Your task: Search the material below for the word "Tailwind". Copy every line that has it.

Material:
----
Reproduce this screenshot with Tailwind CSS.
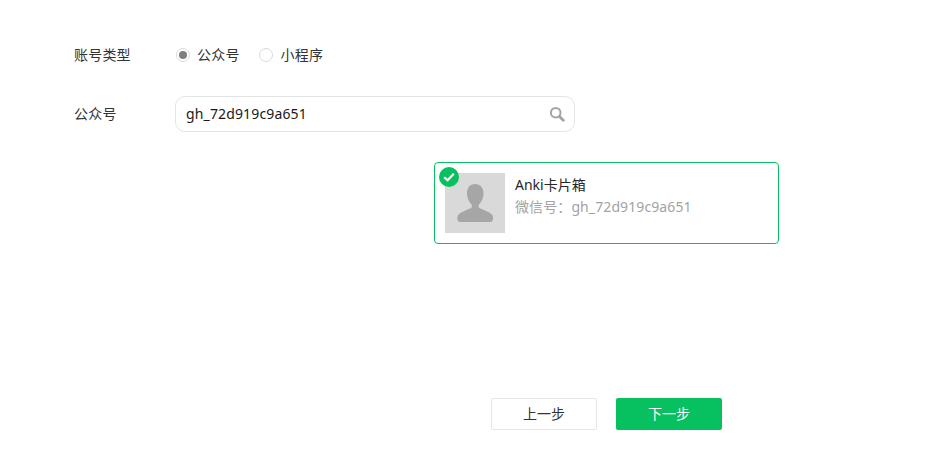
----
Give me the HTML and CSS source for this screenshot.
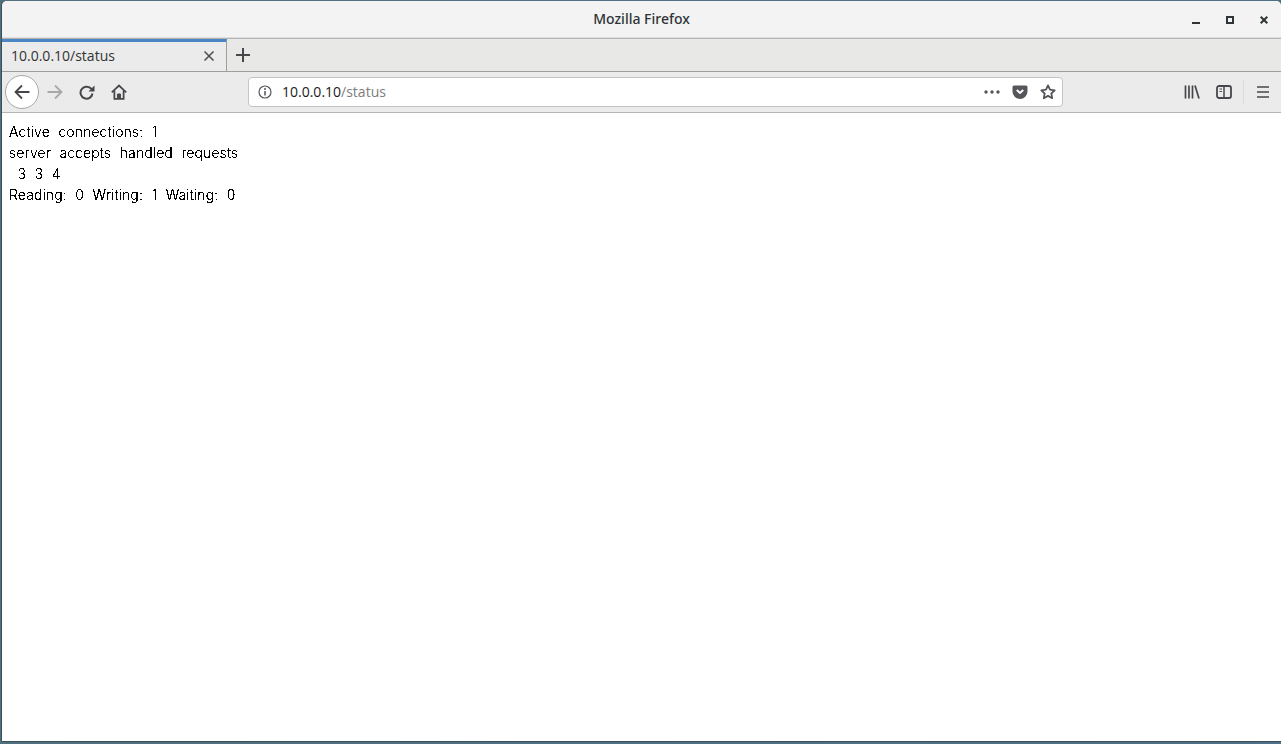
----
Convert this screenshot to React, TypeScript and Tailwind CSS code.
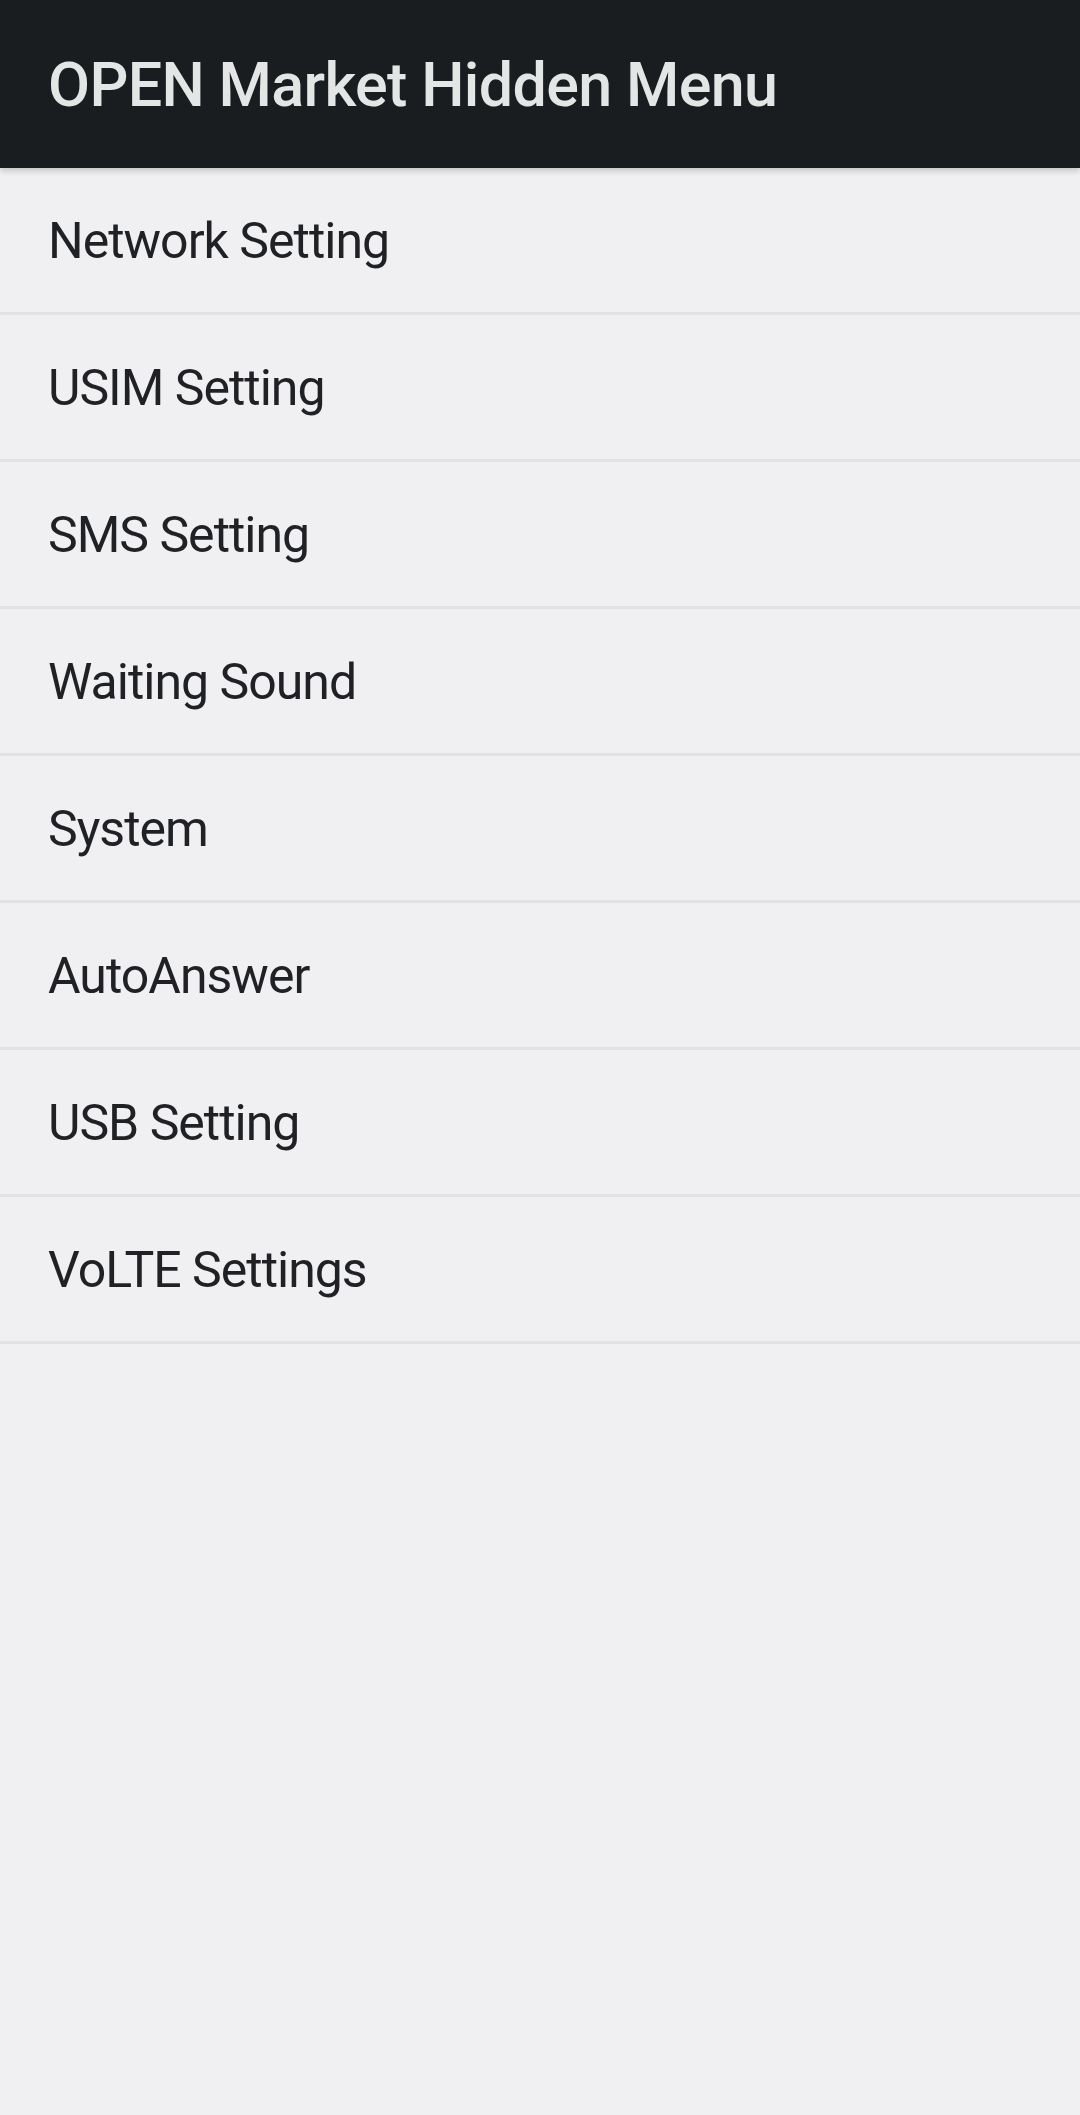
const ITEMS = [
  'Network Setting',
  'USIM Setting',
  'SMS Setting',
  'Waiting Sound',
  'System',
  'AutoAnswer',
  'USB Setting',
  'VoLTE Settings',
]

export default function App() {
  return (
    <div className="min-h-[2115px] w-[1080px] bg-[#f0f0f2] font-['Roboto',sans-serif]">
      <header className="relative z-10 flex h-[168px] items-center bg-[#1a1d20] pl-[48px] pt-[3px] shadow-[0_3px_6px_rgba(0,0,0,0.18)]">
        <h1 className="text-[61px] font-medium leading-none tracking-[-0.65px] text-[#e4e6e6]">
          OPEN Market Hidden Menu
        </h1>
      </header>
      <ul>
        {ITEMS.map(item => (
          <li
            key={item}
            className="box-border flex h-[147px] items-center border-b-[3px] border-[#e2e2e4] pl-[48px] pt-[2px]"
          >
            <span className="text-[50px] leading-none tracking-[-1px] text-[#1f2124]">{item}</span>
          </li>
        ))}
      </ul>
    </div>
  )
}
----
Right answer:
Reproduce this screenshot with Tailwind CSS.
Convert this screenshot to React, TypeScript and Tailwind CSS code.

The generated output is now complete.